If you have young children, as I do, you probably share in the experience of watching them be bombarded by pro-Olympic propoganda every two years at their preschool and school. Nary a mention is made in all of this "Olympic education" of the speckled political past and present of this footloose sporting and cultural event.
This is unfortunate. I would like my daughter to know that the founder of the Olympics, Pierre de Coubertin, was vehemently opposed to women's participation in the Games. I would also like her to know about the alternative Women's Olympics that was started in 1922 by female athletes frustrated by their exclusion from the male dominated Games.
They would hold four Women's Olympics over the course of the following decade, the largest of these drawing over 15,000 spectators. My son, who loves to run, ought to know that the iconic image of track stars Tommie Smith and John Carlos protesting poverty and racism on the podium in the 1968 Mexico Olympics resulted in their suspension from the Olympic team, orchestrated by then-president of the IOC, Avery Brundage.
It is these histories, and more, that Boykoff documents in fascinating detail in his book.
Power Games does more than re-hash history, however -- albeit a history that has hitherto been scattered and needed to be brought between the covers of one book, as Boykoff has done. It also makes important contributions to our knowledge of recent and ongoing social movements that are resisting the Olympics.
While some of this material is covered in one of Boykoff's other books, Activism and the Olympics, in Power Games, he brings these pieces together into a narrative arc that demonstrates the ongoing efforts of the IOC and national governments to repress dissent, as well as the heroic actions by grassroots organizers to resist the Games.
He draws here not only on his own first-hand research with activists in Vancouver and London (for the 2010 and 2012 Olympics), but also on his very recent fieldwork in Brazil in the lead-up to the Rio Games.
His description of a walk through Rio favela Vila Autódromo paints a vivid picture of a community that has been decimated by the Olympics development -- over 90 per cent of residents had been displaced by 2015 -- yet continues to sprout pockets of resistance, complete with colourful graffiti slogos that mock the Olympic project. These are the stories I want my children to hear.
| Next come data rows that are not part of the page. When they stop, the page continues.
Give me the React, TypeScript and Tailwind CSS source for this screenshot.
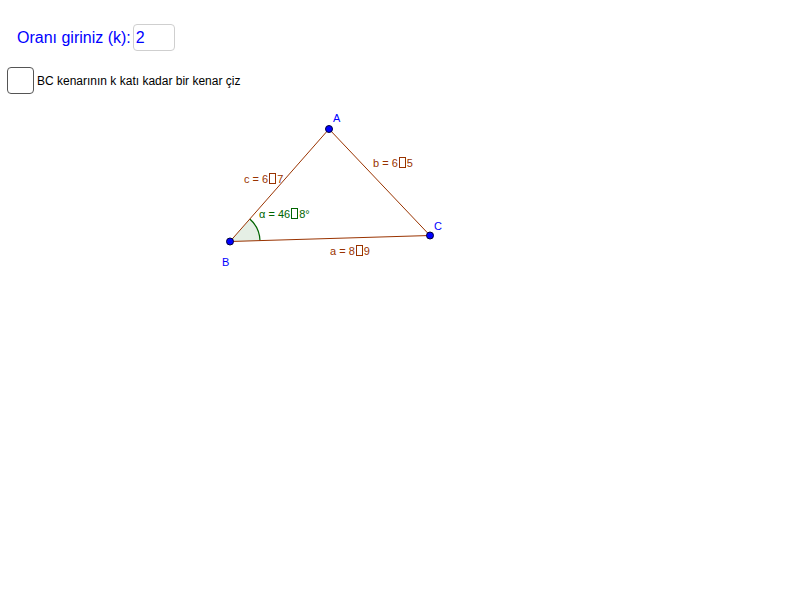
import React from "react";

const font = "font-['Liberation_Sans',Arial,sans-serif]";

function Tofu({ color }: { color: string }) {
  return (
    <span
      className="mx-[1px] inline-block h-[11px] w-[7px] border align-[-1px]"
      style={{ borderColor: color }}
    />
  );
}

function Val({ pre, post, color, x, y }: { pre: string; post: string; color: string; x: number; y: number }) {
  return (
    <div
      className="absolute whitespace-pre text-[11px] leading-[13px]"
      style={{ left: x, top: y, color }}
    >
      {pre}
      <Tofu color={color} />
      {post}
    </div>
  );
}

export default function App() {
  const A = { x: 329, y: 129 };
  const B = { x: 230, y: 241.5 };
  const C = { x: 430, y: 235.5 };
  const r = 30;
  const angBC = Math.atan2(C.y - B.y, C.x - B.x);
  const angBA = Math.atan2(A.y - B.y, A.x - B.x);
  const p1 = { x: B.x + r * Math.cos(angBC), y: B.y + r * Math.sin(angBC) };
  const p2 = { x: B.x + r * Math.cos(angBA), y: B.y + r * Math.sin(angBA) };
  const brown = "#993300";
  const green = "#006400";

  return (
    <div className={`relative h-[596px] w-[800px] overflow-hidden bg-white ${font}`}>
      {/* drawing pad */}
      <svg className="absolute inset-0" width={800} height={596}>
        <path
          d={`M ${B.x} ${B.y} L ${p1.x} ${p1.y} A ${r} ${r} 0 0 0 ${p2.x} ${p2.y} Z`}
          fill="#006400"
          fillOpacity={0.1}
          stroke="none"
        />
        <path
          d={`M ${p1.x} ${p1.y} A ${r} ${r} 0 0 0 ${p2.x} ${p2.y}`}
          fill="none"
          stroke={green}
          strokeWidth={1.2}
        />
        <line x1={A.x} y1={A.y} x2={B.x} y2={B.y} stroke={brown} strokeWidth={1} />
        <line x1={A.x} y1={A.y} x2={C.x} y2={C.y} stroke={brown} strokeWidth={1} />
        <line x1={B.x} y1={B.y} x2={C.x} y2={C.y} stroke={brown} strokeWidth={1} />
        {[A, B, C].map((p, i) => (
          <circle key={i} cx={p.x} cy={p.y} r={3.5} fill="#0000ff" stroke="#00003a" strokeWidth={1} />
        ))}
      </svg>

      <div className="relative flex flex-col">
        <div className="ml-[17px] mt-[24px] flex items-center gap-[2px]">
          <span className="text-[16px] text-[#0000ff]">Oranı giriniz (k):</span>
          <div className="flex h-[27px] w-[42px] items-center rounded-[4px] border border-[#cfcfcf] px-[2px] text-[16px] text-[#0000ff]">
            2
          </div>
        </div>
        <div className="ml-[7px] mt-[16px] flex items-center gap-[3px]">
          <div className="h-[27px] w-[27px] rounded-[4px] border border-[#555]" />
          <span className="text-[12px] text-black">BC kenarının k katı kadar bir kenar çiz</span>
        </div>
      </div>

      <div className="absolute left-[333px] top-[110px] text-[11px] text-[#0000ff]">A</div>
      <div className="absolute left-[222px] top-[254px] text-[11px] text-[#0000ff]">B</div>
      <div className="absolute left-[434px] top-[218px] text-[11px] text-[#0000ff]">C</div>

      <Val pre="c = 6" post="7" color={brown} x={244} y={173} />
      <Val pre="b = 6" post="5" color={brown} x={373} y={157} />
      <Val pre="a = 8" post="9" color={brown} x={330} y={245} />
      <Val pre="α = 46" post="8°" color={green} x={259} y={208} />
    </div>
  );
}
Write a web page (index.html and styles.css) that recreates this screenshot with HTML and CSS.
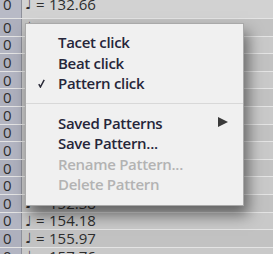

Boykoff is an academic, and an accomplished one. But he has written this book intentionally for a public audience. It thus benefits from the best of both worlds; every fact is meticulously researched and referenced, yet it is also an easy and enjoyable read.
I particularly appreciate his colourful and often hilarious turns of phrase. One of my favorites: "assertions of Olympic sustainability are hocus-pocus, a harbinger of hooey," and another, "the Olympic Truce is sort of like a unicorn bought with a bucket of Bitcoin."
Power Games is an important book, and a timely one. The stories it contains are complex, but its message is simple: the Olympics are not what they seem. The benefits that are supposed to trickle down to everyday residents of host cities do not materialize.
As sports journalist Dave Zirin notes in the Foreword: "These are words as weapons: armaments for those who won't have games played on their backs."
These word-weapons can help future potential host city residents fight back, and maybe one day they'll result in a real reckoning with the actual legacy of the Olympics.
Jacqueline Kennelly is the author of Olympic Exclusions: Youth, Poverty, and Social Legacies and an Associate Professor in the Department of Sociology and Anthropology at Carleton University in Ottawa, Canada.